Reuters
reports that Oxford University Reuters Institute for the
Study of Journalism has determined that news coverage of last
December’s climate summit in Copenhagen was insufficiently
scientific. Turns out that pesky Climategate scandal led too many
journalists to almost entirely ignore the Global Scientific
Consensus in favor of discussing the emails about “hiding the
decline” and beating
up global warming skeptics:
Based on analysis of 400 articles written about the December
2009 summit, the authors of the report for Oxford University’s
Reuters Institute for the Study of Journalism called for a
rethinking of reporting on future such conferences.
Author James Painter concluded that “science was under-reported”
as the essential backdrop when about 120 world leaders met in
Copenhagen but were unable to agree on a binding treaty to slow
climate change.
Much coverage from Copenhagen instead focused on hacked e-mails
from a British university that some skeptics took as evidence of
efforts by scientists to ignore dissenting views. The scientists
involved have since been cleared of wrongdoing.
“We need more discussion between scientists, journalists and
policymakers on how to keep highly significant, slow-burn issues
like climate change interesting and engaging to different audiences
around the world,” Painter wrote….
Painter said one way to improve the reporting on climate change
is to provide a larger media staff members to help scientists.

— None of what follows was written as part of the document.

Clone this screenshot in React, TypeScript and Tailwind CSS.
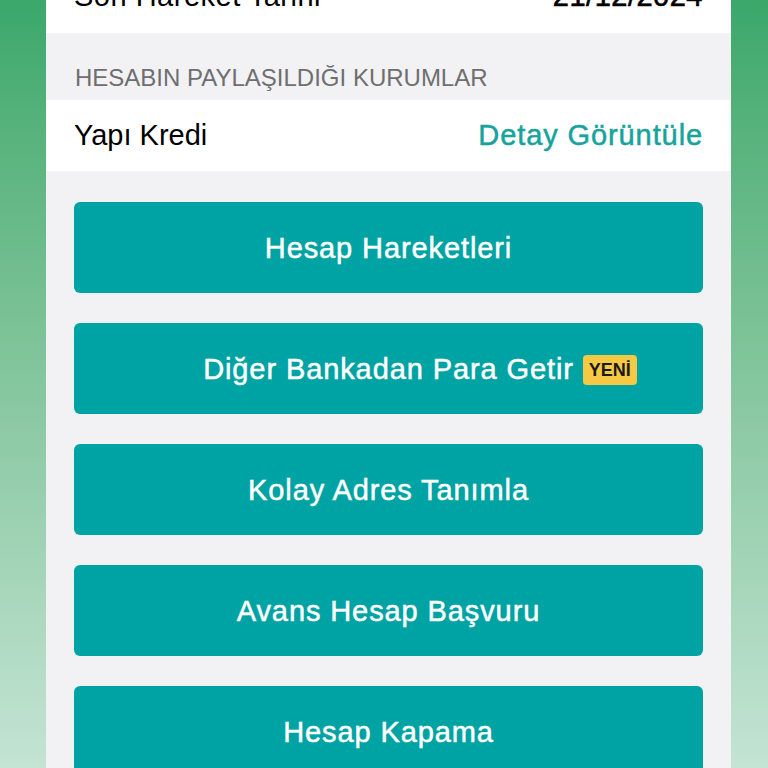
import React from "react";

const font = { fontFamily: '"Liberation Sans", Arial, sans-serif' };

function Btn({ label, badge }: { label: string; badge?: boolean }) {
  return (
    <div className="h-[91px] rounded-[6px] bg-[#00a3a3] flex items-center justify-center">
      <span className="relative text-white text-[29px] tracking-[0.9px] [-webkit-text-stroke:0.5px_white] translate-y-[1px]">
        {label}
        {badge && (
          <span className="absolute left-[calc(100%+9px)] top-1/2 -translate-y-1/2 h-[30px] w-[54px] flex items-center justify-center bg-[#f6c944] text-[#1a1a1a] text-[18px] font-bold tracking-[0px] [-webkit-text-stroke:0px] leading-none rounded-[4px]">
            YENİ
          </span>
        )}
      </span>
    </div>
  );
}

export default function App() {
  return (
    <div
      className="w-[768px] h-[768px] overflow-hidden bg-gradient-to-b from-[#3aa86a] to-[#c4e4d4] flex"
      style={font}
    >
      <div className="w-[685px] h-full bg-[#f2f2f4] flex flex-col ml-[46px]">
        <div className="h-[33px] bg-white overflow-hidden flex flex-col justify-end shrink-0">
          <div className="flex justify-between items-center px-[28px] h-[72px] shrink-0 text-[29px] text-black">
            <span className="tracking-[0.5px]">Son Hareket Tarihi</span>
            <span className="tracking-[0.5px] [-webkit-text-stroke:0.6px_black]">21/12/2024</span>
          </div>
        </div>
        <div className="h-[67px] flex items-end px-[29px] pb-[4px] shrink-0">
          <span className="text-[24px] text-[#6e6e70] uppercase">HESABIN PAYLAŞILDIĞI KURUMLAR</span>
        </div>
        <div className="h-[71px] bg-white flex justify-between items-center px-[28px] shrink-0">
          <span className="text-[29px] text-black">Yapı Kredi</span>
          <span className="text-[29px] text-[#16a39c] tracking-[0.9px] [-webkit-text-stroke:0.5px_#16a39c]">Detay Görüntüle</span>
        </div>
        <div className="flex flex-col gap-[30px] px-[28px] pt-[31px]">
          <Btn label="Hesap Hareketleri" />
          <Btn label="Diğer Bankadan Para Getir" badge />
          <Btn label="Kolay Adres Tanımla" />
          <Btn label="Avans Hesap Başvuru" />
          <Btn label="Hesap Kapama" />
        </div>
      </div>
    </div>
  );
}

In other news Paul Chesser reports that the AmSpec University
Chesser Institute for the Study of Media Bias found that in an
analysis of journalistic coverage, the media paid way too much
attention to the political hacks and U.N. bureaucrats (but I repeat
myself) who attended Copenhagen; they reported too little about
Climategate; they bought easily the
whitewash investigations of the “cleared” Climategate
scientists; and that alarmist communicators are hopeless
incompetent boobs as was demonstrated by their recent
Splattergate video.
Just trying to uphold the Reuters standard of independent,
objective reporting of my own research.